By John Fowler, HCDE PhD student

poster
Figure 1. Poster presentation that I helped to author on an evaluation of the effectiveness of a trauma-informed foster parent training program.

From January 12 – 16, I was fortunate to be able to attend the annual Society for Social Work and Research (SSWR) conference in Washington, DC. This was the first academic conference that I have been able to attend and I found it to be a very valuable experience. I was able to present two pieces of research over the course of the conference. One of these was an oral paper presentation on the impact of COVID on higher education for people who have spent time in the foster care system. We were able to share a set of risk factors to understand who in this population faced the greatest difficulties in remaining enrolled in higher education through the first six months of the pandemic. We were also able to share a set of protective factors that we found helped to mitigate these risks. Being an outsider to the social work field, I found it quite helpful to field questions from the audience and meet other researchers who attended this session. The second opportunity to share my work was through a poster presentation. The poster focused on the impact of a trauma-informed foster parent training program, evaluating the effectiveness of the program in its current trial state. We were able to share our findings that trauma-informed foster parent training is an effective element of caregiver training and to disseminate the implication that it should be implemented nationally.

speakers at podium
Figure 3. My co-presenters for the oral paper, Dr. Angelique Day of the UW School of Social Work and Sixto Cancel, founder and CEO of foster youth advocacy non-profit Think of Us.

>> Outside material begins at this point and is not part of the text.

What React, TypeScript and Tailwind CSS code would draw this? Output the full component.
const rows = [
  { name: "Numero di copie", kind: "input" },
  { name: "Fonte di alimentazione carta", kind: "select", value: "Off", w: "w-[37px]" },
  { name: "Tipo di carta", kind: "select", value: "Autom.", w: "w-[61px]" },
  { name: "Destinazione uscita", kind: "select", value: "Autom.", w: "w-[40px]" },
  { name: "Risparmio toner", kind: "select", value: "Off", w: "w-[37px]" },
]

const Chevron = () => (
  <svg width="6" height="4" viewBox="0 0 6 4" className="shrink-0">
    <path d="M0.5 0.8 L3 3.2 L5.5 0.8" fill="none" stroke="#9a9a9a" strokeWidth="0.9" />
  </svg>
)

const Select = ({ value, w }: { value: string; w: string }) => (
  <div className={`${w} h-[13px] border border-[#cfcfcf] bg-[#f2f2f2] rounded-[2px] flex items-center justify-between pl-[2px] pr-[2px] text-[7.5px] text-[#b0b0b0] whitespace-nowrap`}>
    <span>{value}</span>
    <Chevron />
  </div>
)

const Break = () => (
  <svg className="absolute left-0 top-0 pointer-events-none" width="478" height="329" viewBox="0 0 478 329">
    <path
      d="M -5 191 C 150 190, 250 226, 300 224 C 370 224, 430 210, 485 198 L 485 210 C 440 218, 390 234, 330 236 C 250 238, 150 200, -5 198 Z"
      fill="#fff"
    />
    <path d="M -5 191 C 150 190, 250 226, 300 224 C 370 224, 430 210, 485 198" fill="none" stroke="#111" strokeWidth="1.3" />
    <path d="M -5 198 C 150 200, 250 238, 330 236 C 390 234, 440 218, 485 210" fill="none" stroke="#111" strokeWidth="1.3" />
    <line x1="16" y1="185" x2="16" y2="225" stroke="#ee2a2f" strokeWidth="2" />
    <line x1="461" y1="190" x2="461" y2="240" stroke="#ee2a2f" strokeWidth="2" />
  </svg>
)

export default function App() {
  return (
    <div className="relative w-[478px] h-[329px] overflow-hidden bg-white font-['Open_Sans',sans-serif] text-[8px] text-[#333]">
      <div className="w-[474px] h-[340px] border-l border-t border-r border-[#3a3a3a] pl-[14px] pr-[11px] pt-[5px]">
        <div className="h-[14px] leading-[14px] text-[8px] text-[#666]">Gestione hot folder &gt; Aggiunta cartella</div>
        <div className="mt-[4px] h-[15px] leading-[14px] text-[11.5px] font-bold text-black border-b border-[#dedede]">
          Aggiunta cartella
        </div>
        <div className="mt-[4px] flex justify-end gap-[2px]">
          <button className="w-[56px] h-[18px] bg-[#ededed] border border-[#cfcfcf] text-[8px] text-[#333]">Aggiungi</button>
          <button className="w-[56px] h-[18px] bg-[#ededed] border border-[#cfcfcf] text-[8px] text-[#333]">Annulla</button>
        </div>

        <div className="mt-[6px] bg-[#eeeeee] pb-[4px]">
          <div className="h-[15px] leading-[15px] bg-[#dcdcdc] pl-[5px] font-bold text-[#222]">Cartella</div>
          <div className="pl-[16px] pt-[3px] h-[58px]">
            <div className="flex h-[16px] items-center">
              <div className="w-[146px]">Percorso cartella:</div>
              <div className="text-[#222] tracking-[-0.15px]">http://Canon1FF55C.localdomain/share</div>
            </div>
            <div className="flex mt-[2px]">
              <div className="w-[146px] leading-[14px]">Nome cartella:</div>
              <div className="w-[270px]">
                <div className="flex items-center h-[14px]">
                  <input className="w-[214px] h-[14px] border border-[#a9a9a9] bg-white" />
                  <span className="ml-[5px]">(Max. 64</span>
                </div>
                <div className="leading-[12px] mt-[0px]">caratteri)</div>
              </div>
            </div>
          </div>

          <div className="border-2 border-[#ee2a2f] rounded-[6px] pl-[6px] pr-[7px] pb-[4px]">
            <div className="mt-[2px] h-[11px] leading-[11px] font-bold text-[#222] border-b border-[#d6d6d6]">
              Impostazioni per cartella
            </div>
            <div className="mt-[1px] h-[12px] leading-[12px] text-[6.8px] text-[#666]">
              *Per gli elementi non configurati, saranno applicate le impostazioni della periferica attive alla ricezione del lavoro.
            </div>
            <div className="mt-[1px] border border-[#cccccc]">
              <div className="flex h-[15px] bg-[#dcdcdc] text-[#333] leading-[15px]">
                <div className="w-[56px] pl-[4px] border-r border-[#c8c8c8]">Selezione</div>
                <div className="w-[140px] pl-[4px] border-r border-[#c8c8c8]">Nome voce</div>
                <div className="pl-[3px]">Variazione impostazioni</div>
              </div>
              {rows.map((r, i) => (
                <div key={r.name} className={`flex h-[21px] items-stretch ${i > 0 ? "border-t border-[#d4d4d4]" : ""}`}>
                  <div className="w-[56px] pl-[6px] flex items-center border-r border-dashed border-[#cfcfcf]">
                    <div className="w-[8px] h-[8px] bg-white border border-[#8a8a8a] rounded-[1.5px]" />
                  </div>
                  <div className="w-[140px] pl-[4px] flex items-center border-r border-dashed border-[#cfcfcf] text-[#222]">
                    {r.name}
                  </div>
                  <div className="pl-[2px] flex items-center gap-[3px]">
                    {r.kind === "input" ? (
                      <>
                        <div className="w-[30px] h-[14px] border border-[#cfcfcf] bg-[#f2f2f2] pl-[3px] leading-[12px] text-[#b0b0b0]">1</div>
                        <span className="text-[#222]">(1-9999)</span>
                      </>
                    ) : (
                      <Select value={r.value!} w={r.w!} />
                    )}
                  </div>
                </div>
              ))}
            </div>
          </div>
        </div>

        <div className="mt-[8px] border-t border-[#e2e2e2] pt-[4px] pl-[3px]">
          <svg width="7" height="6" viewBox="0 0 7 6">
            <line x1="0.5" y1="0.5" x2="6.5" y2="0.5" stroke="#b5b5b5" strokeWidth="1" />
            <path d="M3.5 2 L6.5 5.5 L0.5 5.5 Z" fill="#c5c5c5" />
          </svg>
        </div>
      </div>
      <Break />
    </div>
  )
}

In addition to these opportunities to present work completed by myself and my colleagues, I also found the conference to be highly valuable as an opportunity to see other related work and meet researchers. I was able to meet, for the first time, almost all of the researchers whose work in the field I had read and cited previously. I had both opportunities to hear them present their own research, as well as opportunities to be introduced by my supervising professor from the UW School of Social Work. I was able to make connections that will allow me to extend my network of mentors and spur collaboration on future research projects in my area of interest. In addition, I was able to meet my collaborators on the oral paper for the first time in-person after several years of working together. One of these individuals (Sixto Cancel -- the founder and CEO of Think of Us, a non-profit foster youth advocacy organization based in DC), is someone who I was able to get to know much better during the conference and I look forward to working further with him and expanding my community engagement capacity through this process.

Overall, the ability to attend this conference was valuable to me in many regards and I am grateful to have received the funding that allowed me to attend.